Après presque 2 heures de shooting intense, de changement d’habits, de cache-cache avec 2 petites filles intriguées par la demoiselle et son photographe mais souhaitant elles aussi jouer autour de la petite cabane sur pilotis, et de scènes glamours et inspirées, il est temps de faire une pause, prendre un petit café pour se redonner un second souffle et aller sur le second lieu de shooting.
Serena a un souvenir d’enfance, un souvenir attaché à un lieu précis, aux abords du jardin botanique de Neuchâtel. C’est donc très naturellement qu’elle a souhaité boucler la boucle en revenant sur les traces de son enfance pour y semer quelques graines de sa future famille.
Nous montons donc inlassablement sur les petites routes du centre de la ville helvétique pour nous retrouver subitement à flanc de coteau arboré. Point de grand parking mais une simple rue bordée de quelques emplacements dédiés aux voitures. Dès que l’on met pied à terre, on passe du bitume à la verdure, sans transition.
Le temps a changé, un voile blanc recouvre maintenant le ciel neuchâtelois laissant filtrer une lumière tamisée au milieu d’un paysage devenu bien plat, photographiquement parlant. L’endroit n’est pas forcement des plus photogéniques, mais il s’y dégage une atmosphère particulière, apaisante et sereine. Je comprends pourquoi ce lieu parle à Serena bien que je n’y ai pas ses souvenirs.
Je pars en reconnaissance le long du petit sentier escarpé qui mène à un joli point de vue d’après mon charmant modèle. Le long du chemin, je me fais la réflexion que cette ascension risque de fatiguer Serena voire même de provoquer quelques contractions : est-ce bien raisonnable ? Mais je connais son tempérament de feu et son caractère : ce n’est pas une montée un peu raide qui va l’arrêter.
Arrivé tout en haut, le paysage qui s’étend au loin est magnifique : les sommets des Alpes Fribourgeoises avec leur manteau blanc, posées juste derrière les eaux du lac, miroitant. Malheureusement, le premier plan avec le stade de Neuchâtel et les immeubles font moins rêver : il va falloir que je trouve un angle de vue différent. Je me retrouve donc couché aux milieux des ronces que j’essaie « d’élaguer » à grand renfort de couteau Suisse (je ne crois pas aux coïncidences !!), vestiges de mes années en autochtone… Je dois bien admettre que je suis loin d’un MacGyver qui, avec ce type d’instrument, un trombone et un élastique pouvait construire un mini réacteur nucléaire !! Après plusieurs écorchures et quelques décilitres d’huile de coude, je finis par me faire un petit coin où m’allonger.
Qui a dit que photographe est un métier facile ? On ne s’ennuie jamais, c’est aussi pour cela que j’adore mon métier.
Il est temps d’aller chercher Serena qui doit m’attendre en bas, au début du sentier.
Je me dépêche de redescendre, je n’aime pas faire attendre et, en plus, le temps vire vraiment au « pas beau ». Je retrouve Serena au tiers du chemin, faisant l’ascension doucement mais sûrement.
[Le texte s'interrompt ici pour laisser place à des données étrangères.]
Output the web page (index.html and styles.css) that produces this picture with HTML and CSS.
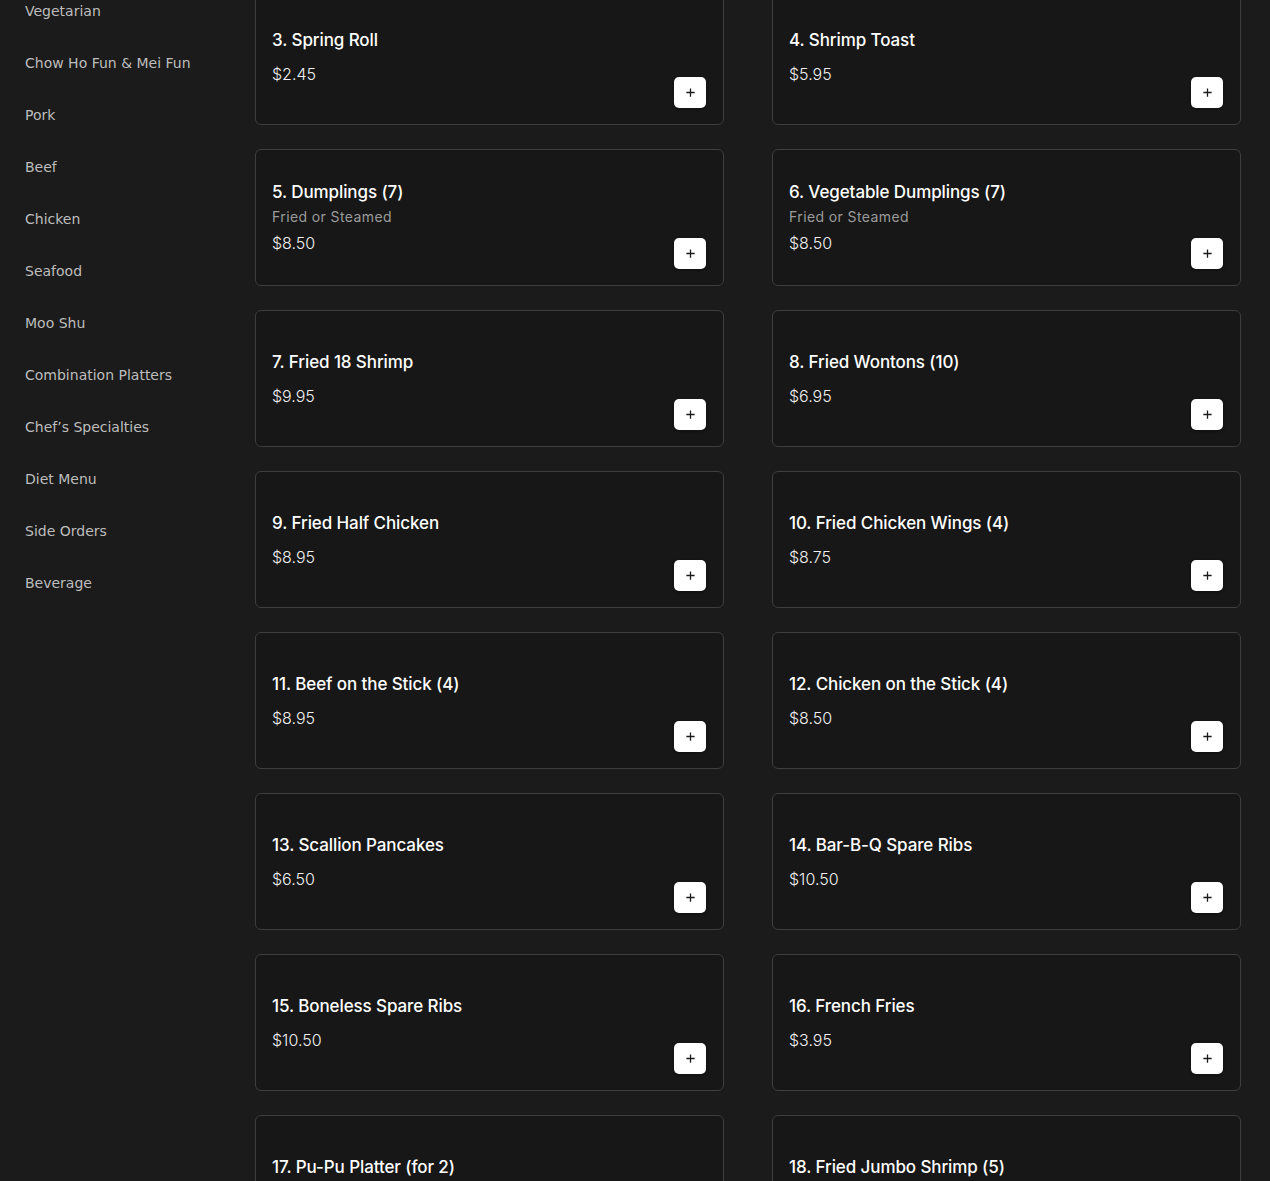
FILE: index.html
```html
<!DOCTYPE html>
<html lang="en">
<head>
<meta charset="utf-8">
<title>Menu</title>
<link rel="stylesheet" href="styles.css">
</head>
<body>
<div class="layout">
  <nav class="sidebar">
    <ul class="cats">
      <li>Vegetarian</li>
      <li>Chow Ho Fun &amp; Mei Fun</li>
      <li>Pork</li>
      <li>Beef</li>
      <li>Chicken</li>
      <li>Seafood</li>
      <li>Moo Shu</li>
      <li>Combination Platters</li>
      <li>Chef’s Specialties</li>
      <li>Diet Menu</li>
      <li>Side Orders</li>
      <li>Beverage</li>
    </ul>
  </nav>
  <main class="main">
    <div class="grid">
      <div class="card"><div class="info"><div class="title">3. Spring Roll</div><div class="price">$2.45</div></div><button class="add"><svg viewBox="0 0 12 12"><path d="M6 1.5v9M1.5 6h9"/></svg></button></div>
      <div class="card"><div class="info"><div class="title">4. Shrimp Toast</div><div class="price">$5.95</div></div><button class="add"><svg viewBox="0 0 12 12"><path d="M6 1.5v9M1.5 6h9"/></svg></button></div>
      <div class="card"><div class="info"><div class="title">5. Dumplings (7)</div><div class="sub">Fried or Steamed</div><div class="price">$8.50</div></div><button class="add"><svg viewBox="0 0 12 12"><path d="M6 1.5v9M1.5 6h9"/></svg></button></div>
      <div class="card"><div class="info"><div class="title">6. Vegetable Dumplings (7)</div><div class="sub">Fried or Steamed</div><div class="price">$8.50</div></div><button class="add"><svg viewBox="0 0 12 12"><path d="M6 1.5v9M1.5 6h9"/></svg></button></div>
      <div class="card"><div class="info"><div class="title">7. Fried 18 Shrimp</div><div class="price">$9.95</div></div><button class="add"><svg viewBox="0 0 12 12"><path d="M6 1.5v9M1.5 6h9"/></svg></button></div>
      <div class="card"><div class="info"><div class="title">8. Fried Wontons (10)</div><div class="price">$6.95</div></div><button class="add"><svg viewBox="0 0 12 12"><path d="M6 1.5v9M1.5 6h9"/></svg></button></div>
      <div class="card"><div class="info"><div class="title">9. Fried Half Chicken</div><div class="price">$8.95</div></div><button class="add"><svg viewBox="0 0 12 12"><path d="M6 1.5v9M1.5 6h9"/></svg></button></div>
      <div class="card"><div class="info"><div class="title">10. Fried Chicken Wings (4)</div><div class="price">$8.75</div></div><button class="add"><svg viewBox="0 0 12 12"><path d="M6 1.5v9M1.5 6h9"/></svg></button></div>
      <div class="card"><div class="info"><div class="title">11. Beef on the Stick (4)</div><div class="price">$8.95</div></div><button class="add"><svg viewBox="0 0 12 12"><path d="M6 1.5v9M1.5 6h9"/></svg></button></div>
      <div class="card"><div class="info"><div class="title">12. Chicken on the Stick (4)</div><div class="price">$8.50</div></div><button class="add"><svg viewBox="0 0 12 12"><path d="M6 1.5v9M1.5 6h9"/></svg></button></div>
      <div class="card"><div class="info"><div class="title">13. Scallion Pancakes</div><div class="price">$6.50</div></div><button class="add"><svg viewBox="0 0 12 12"><path d="M6 1.5v9M1.5 6h9"/></svg></button></div>
      <div class="card"><div class="info"><div class="title">14. Bar-B-Q Spare Ribs</div><div class="price">$10.50</div></div><button class="add"><svg viewBox="0 0 12 12"><path d="M6 1.5v9M1.5 6h9"/></svg></button></div>
      <div class="card"><div class="info"><div class="title">15. Boneless Spare Ribs</div><div class="price">$10.50</div></div><button class="add"><svg viewBox="0 0 12 12"><path d="M6 1.5v9M1.5 6h9"/></svg></button></div>
      <div class="card"><div class="info"><div class="title">16. French Fries</div><div class="price">$3.95</div></div><button class="add"><svg viewBox="0 0 12 12"><path d="M6 1.5v9M1.5 6h9"/></svg></button></div>
      <div class="card"><div class="info"><div class="title">17. Pu-Pu Platter (for 2)</div><div class="price">$21.95</div></div><button class="add"><svg viewBox="0 0 12 12"><path d="M6 1.5v9M1.5 6h9"/></svg></button></div>
      <div class="card"><div class="info"><div class="title">18. Fried Jumbo Shrimp (5)</div><div class="price">$9.95</div></div><button class="add"><svg viewBox="0 0 12 12"><path d="M6 1.5v9M1.5 6h9"/></svg></button></div>
    </div>
  </main>
</div>
</body>
</html>
```

FILE: styles.css
```css
html, body {
  margin: 0;
  padding: 0;
  background: #1b1b1b;
  height: 100%;
  overflow: hidden;
}
body {
  font-family: "DejaVu Sans", sans-serif;
}
.layout {
  display: flex;
  align-items: flex-start;
}
.sidebar {
  width: 255px;
  flex: none;
  box-sizing: border-box;
  padding-left: 25px;
}
.cats {
  list-style: none;
  margin: -15px 0 0 0;
  padding: 0;
}
.cats li {
  font-size: 14px;
  line-height: 20px;
  padding: 16px 0;
  color: #bdbdbd;
  white-space: nowrap;
}
.main {
  flex: 1;
  padding-right: 29px;
}
.grid {
  margin-top: -12px;
  display: grid;
  grid-template-columns: 469px 469px;
  column-gap: 48px;
  row-gap: 24px;
}
.card {
  box-sizing: border-box;
  height: 137px;
  border: 1px solid #3e3e3e;
  border-radius: 6px;
  background: #171717;
  padding: 16px 17px 16px 16px;
  display: flex;
  justify-content: space-between;
}
.info {
  align-self: center;
  font-family: "Inter", "Noto Sans", sans-serif;
}
.title {
  color: #ffffff;
  font-size: 17px;
  font-weight: 500;
  line-height: 24px;
  letter-spacing: -0.1px;
}
.sub {
  color: #9b9b9b;
  font-size: 14px;
  font-weight: 400;
  line-height: 22px;
  margin-top: 2px;
  letter-spacing: 0.4px;
}
.price {
  color: #f0f0f0;
  font-size: 16px;
  font-weight: 300;
  line-height: 24px;
  margin-top: 10px;
}
.sub + .price {
  margin-top: 3px;
}
.add {
  align-self: flex-end;
  width: 32px;
  height: 31px;
  padding: 0;
  border: none;
  border-radius: 5px;
  background: #ffffff;
  display: flex;
  align-items: center;
  justify-content: center;
  box-shadow: 0 1px 3px rgba(0,0,0,0.4);
}
.add svg {
  width: 11px;
  height: 11px;
  fill: none;
  stroke: #1a1a1a;
  stroke-width: 1.4;
}
```
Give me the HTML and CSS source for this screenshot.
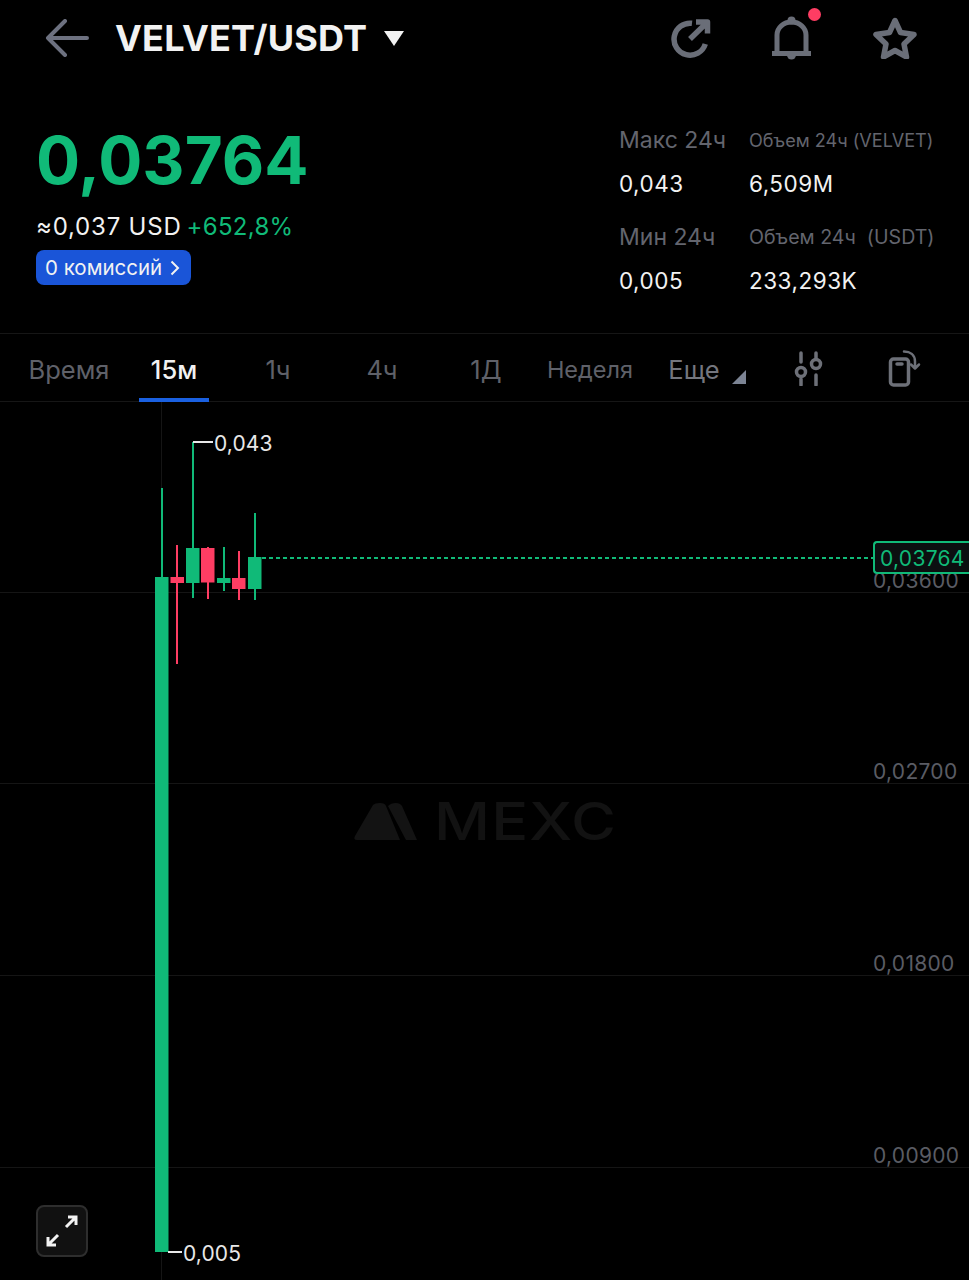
FILE: index.html
```html
<!doctype html>
<html>
<head>
    <title>VELVET/USDT</title>
    <link rel="stylesheet" href="styles.css">
</head>
<body>
<header class="topbar">
    <svg class="back" width="44" height="38" viewBox="0 0 44 38"><path d="M42 19H3M20 2L3 19l17 17"/></svg>
    <div class="pair">VELVET/USDT</div>
    <div class="caret"></div>
    <div class="actions">
        <svg class="ico" width="40" height="42" viewBox="0 0 40 42"><path d="M21 6.300A16 16 0 1 0 34.300 27M19 22L36 5.500M25 5h11.500v11.500"/></svg>
        <div class="bell">
            <svg width="40" height="44" viewBox="0 0 40 44">
                <path class="bell-line" d="M0 37.500H39M5 37V19a14.500 13 0 0 1 29 0v18"/>
                <circle class="bell-fill" cx="19.500" cy="4.500" r="4"/>
                <path class="bell-fill" d="M15 39h9a4.500 4.500 0 0 1-9 0z"/>
            </svg>
            <span class="dot"></span>
        </div>
        <svg class="ico" width="44" height="42" viewBox="0 0 44 42"><path d="M22 3.500l5.500 12 13.500 2-10 9.500 2.500 13L22 33.500l-11.500 6.500 2.500-13-10-9.500 13.500-2z"/></svg>
    </div>
</header>

<section class="summary">
    <div class="price-box">
        <div class="price">0,03764</div>
        <div class="sub"><span class="usd">≈0,037 USD</span><span class="chg">+652,8%</span></div>
        <div class="pill">0 комиссий <svg width="10" height="16" viewBox="0 0 10 16"><path d="M1.500 1.500L8 8l-6.500 6.500"/></svg></div>
    </div>
    <div class="stats">
        <div class="lbl">Макс 24ч</div><div class="lbl vol-a">Объем 24ч (VELVET)</div>
        <div class="val">0,043</div><div class="val">6,509M</div>
        <div class="lbl">Мин 24ч</div><div class="lbl vol-b">Объем 24ч&nbsp; (USDT)</div>
        <div class="val">0,005</div><div class="val">233,293K</div>
    </div>
</section>

<nav class="tabs">
    <div class="tab first">Время</div>
    <div class="tab active">15м</div>
    <div class="tab">1ч</div>
    <div class="tab">4ч</div>
    <div class="tab">1Д</div>
    <div class="tab week">Неделя</div>
    <div class="tab more">Еще<span class="corner"></span></div>
    <svg class="tab-ico sliders" width="30" height="36" viewBox="0 0 30 36"><path d="M7 3v9M7 29v6M22 3v5M22 25v10"/><circle cx="7" cy="22" r="4.500"/><circle cx="22" cy="14" r="4.500"/></svg>
    <svg class="tab-ico rotate" width="34" height="38" viewBox="0 0 34 38"><rect x="3.500" y="10" width="18" height="26" rx="3"/><path d="M10 15h5"/><path class="thin" d="M17 2.500c6 0 11 3 11 10v6M24 15.500l4 4 4-4"/></svg>
</nav>

<main class="chart">
    <svg class="plot" width="969" height="878" viewBox="0 402 969 878">
        <g class="grid">
            <rect x="0" y="592" width="969" height="1"/>
            <rect x="0" y="783" width="969" height="1"/>
            <rect x="0" y="975" width="969" height="1"/>
            <rect x="0" y="1167" width="969" height="1"/>
            <rect x="161" y="402" width="1" height="878"/>
        </g>
        <path class="logo" d="M357 840q-4 0-2-4l18-31q2-2 7-2t6 3l14 34zM388 806q3-3 8-3 4 0 6 3l15 34h-11z"/>
        <line class="dash" x1="262" y1="558" x2="873" y2="558"/>
        <g class="up">
            <rect x="161" y="488" width="2" height="90"/><rect x="155" y="577" width="13.500" height="675"/>
            <rect x="192" y="442" width="2" height="156"/><rect x="186" y="548" width="13.500" height="35"/>
            <rect x="223" y="547" width="2" height="44"/><rect x="217" y="578" width="13.500" height="5"/>
            <rect x="254" y="513" width="2" height="87"/><rect x="248" y="557" width="13.500" height="32"/>
        </g>
        <g class="down">
            <rect x="176" y="545" width="2" height="119"/><rect x="170.500" y="577" width="13.500" height="6"/>
            <rect x="207" y="547" width="2" height="52"/><rect x="201" y="548" width="13.500" height="34.500"/>
            <rect x="238" y="551" width="2" height="49"/><rect x="232" y="578" width="13.500" height="11"/>
        </g>
        <path class="leader" d="M193 442h20M168 1252h14"/>
    </svg>

    <div class="mark">MEXC</div>

    <div class="axis a1">0,03600</div>
    <div class="axis a2">0,02700</div>
    <div class="axis a3">0,01800</div>
    <div class="axis a4">0,00900</div>
    <div class="last">0,03764</div>
    <div class="extreme hi">0,043</div>
    <div class="extreme lo">0,005</div>

    <div class="expand">
        <svg width="32" height="32" viewBox="0 0 32 32"><path d="M20 12L30 2M22 2h8v8M12 20L2 30M2 22v8h8"/></svg>
    </div>
</main>
</body>
</html>
```
FILE: styles.css
```css
* {
    box-sizing: border-box;
}
body {
    margin: 0;
    background: #000;
    color: #f2f2f2;
    font-family: Inter, "Liberation Sans", sans-serif;
    width: 969px;
    height: 1280px;
    overflow: hidden;
}
svg {
    display: block;
}
path {
    fill: none;
}

/* top bar */
.topbar {
    display: flex;
    align-items: center;
    height: 76px;
    padding-left: 45px;
}
.back path {
    stroke: #6d7180;
    stroke-width: 4;
    stroke-linecap: round;
    stroke-linejoin: round;
}
.pair {
    margin-left: 26px;
    font-size: 36px;
    font-weight: 700;
    letter-spacing: 0.2px;
}
.caret {
    margin-left: 17px;
    width: 0;
    height: 0;
    border-left: 10.500px solid transparent;
    border-right: 10.500px solid transparent;
    border-top: 15px solid #f2f2f2;
}
.actions {
    margin-left: auto;
    margin-right: 52px;
    display: flex;
    align-items: center;
    gap: 61px;
}
.ico path {
    stroke: #6a6e78;
    stroke-width: 5.500;
    stroke-linejoin: round;
}
.bell {
    position: relative;
}
.bell-line {
    stroke: #6a6e78;
    stroke-width: 5;
}
.bell-fill {
    fill: #6a6e78;
}
.dot {
    position: absolute;
    top: -8px;
    left: 36px;
    width: 13px;
    height: 13px;
    border-radius: 50%;
    background: #fe3d63;
}

/* price and stats */
.summary {
    display: flex;
    justify-content: space-between;
    height: 258px;
    border-bottom: 1px solid #161616;
}
.price-box {
    padding: 45px 0 0 36px;
}
.price {
    font-size: 65.500px;
    font-weight: 700;
    line-height: 80px;
    color: #10ba78;
}
.sub {
    margin-top: 11px;
    font-size: 24px;
    line-height: 30px;
}
.usd {
    letter-spacing: 0.8px;
}
.chg {
    margin-left: 5px;
    letter-spacing: 0.3px;
    color: #10ba78;
}
.pill {
    margin-top: 8px;
    display: inline-flex;
    align-items: center;
    gap: 8px;
    height: 35px;
    padding: 0 11px 0 9px;
    border-radius: 8px;
    background: #1a55d8;
    font-size: 20.500px;
}
.pill path {
    stroke: #f2f2f2;
    stroke-width: 2;
}
.stats {
    display: grid;
    grid-template-columns: 130px 220px;
    grid-template-rows: 45px 43px 63px 25px;
    align-items: center;
    margin-top: 41px;
    width: 350px;
}
.lbl {
    color: #63656e;
    font-size: 23px;
}
.lbl.vol-a {
    font-size: 18.100px;
}
.lbl.vol-b {
    font-size: 19.600px;
}
.val {
    font-size: 22.500px;
    letter-spacing: 0.5px;
}

/* interval tabs */
.tabs {
    display: flex;
    align-items: center;
    height: 68px;
    padding-left: 18px;
    border-bottom: 1px solid #161616;
}
.tab {
    position: relative;
    width: 104px;
    height: 67px;
    line-height: 72px;
    text-align: center;
    font-size: 25.500px;
    color: #5f6169;
}
.tab.first {
    text-indent: -2px;
}
.tab.week {
    font-size: 23.500px;
}
.tab.active {
    color: #f2f2f2;
    font-weight: 500;
}
.tab.active::after {
    content: "";
    position: absolute;
    left: 17px;
    bottom: -1px;
    width: 70px;
    height: 4px;
    background: #1a60e0;
}
.more {
    color: #74767e;
}
.corner {
    position: absolute;
    left: 90px;
    top: 36px;
    width: 0;
    height: 0;
    border-left: 14px solid transparent;
    border-bottom: 14px solid #7c8494;
}
.tab-ico path,
.tab-ico circle,
.tab-ico rect {
    fill: none;
    stroke: #6d7078;
    stroke-width: 3.500;
    stroke-linecap: round;
    stroke-linejoin: round;
}
.tab-ico .thin {
    stroke-width: 2.500;
}
.sliders {
    margin-left: 48px;
}
.rotate {
    margin-left: 63px;
}

/* chart canvas */
.chart {
    position: relative;
    height: 878px;
}
.plot {
    position: absolute;
    left: 0;
    top: 0;
}
.grid rect {
    fill: #151515;
}
.up rect {
    fill: #10ba78;
}
.down rect {
    fill: #fe3d63;
}
.logo {
    fill: #131313;
}
.dash {
    stroke: #10ba78;
    stroke-width: 2;
    stroke-dasharray: 4 3;
}
.leader {
    stroke: #e8e8e8;
    stroke-width: 2;
}
.mark {
    position: absolute;
    left: 434px;
    top: 390px;
    font-size: 52px;
    line-height: 60px;
    font-weight: 500;
    letter-spacing: 1px;
    color: #121212;
    transform: scaleX(1.18);
    transform-origin: left center;
}
.axis {
    position: absolute;
    left: 873px;
    font-size: 21px;
    line-height: 24px;
    letter-spacing: 0.3px;
    color: #5a5c64;
}
.a1 { top: 167px; }
.a2 { top: 358px; }
.a3 { top: 550px; }
.a4 { top: 742px; }
.last {
    position: absolute;
    left: 873px;
    top: 139px;
    width: 96px;
    height: 33px;
    padding-left: 5px;
    border: 2px solid #10ba78;
    border-right: none;
    border-radius: 4px 0 0 4px;
    background: #0b0f10;
    color: #10ba78;
    font-size: 21px;
    line-height: 31px;
    letter-spacing: 0.3px;
}
.extreme {
    position: absolute;
    font-size: 21px;
    line-height: 24px;
    letter-spacing: 0.1px;
    color: #e8e8e8;
}
.hi {
    left: 214px;
    top: 30px;
}
.lo {
    left: 183px;
    top: 840px;
}
.expand {
    position: absolute;
    left: 36px;
    top: 803px;
    width: 52px;
    height: 52px;
    display: flex;
    align-items: center;
    justify-content: center;
    border: 2px solid #2e2e2e;
    border-radius: 8px;
    background: #111;
}
.expand path {
    stroke: #f2f2f2;
    stroke-width: 3;
}
```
Nous finissons par arriver à un virage agrémenté d’un bel arbre, on s’essaie à quelques prises : Ce qui m’étonne le plus chez Serena, c’est son naturel face à l’objectif : elle ne triche pas, ne joue pas, elle irradie naturellement de beauté et de grâce. Malgré des conditions météo qui n’ont plus rien à voir avec le matin, elle rend les photos belles rien que par sa présence et la bienveillance qui émane d’elle.
Vient ensuite le spot final avec un banc de pierre et mon petit coin « piquant » pour les derniers clichés de notre séance. Serena se laisse guider sans jamais rechigner, toujours pleine d’énergie et d’enthousiasme quelques soient mes idées de prises de vue.
La dernière prise enregistrée, je vois apparaître un peu de fatigue chez la future maman : au 8e mois de grossesse, c’est quand même fatiguant ce type de séance. Elle l’avait bien caché jusque là, mais une fois l’excitation retombée, le poids de la grossesse reprend le dessus.
Il est temps pour moi de laisser Serena aller prendre un repos bien mérité et voguer tranquillement vers fa fin de sa maternité. Quant à moi, je reprends la route, des images plein la tête et les appareils photos.
Quelques jours plus tard, Serena a reçu ses photos. De mon côté, j’ai reçu un grand cadeau de sa part : la confiance ! La confiance pour immortaliser un moment unique et magique dans la vie d’une femme, surtout pour sa première grossesse.
Serena, je te remercie encore pour la confiance que tu m’as témoignée, ta gentillesse sans limite, ta bonne humeur communicative, ton professionnalisme, ta grâce comme ton naturel devant l’objectif et de m’avoir permis d’immortaliser ce moment unique dans (une) ta vie.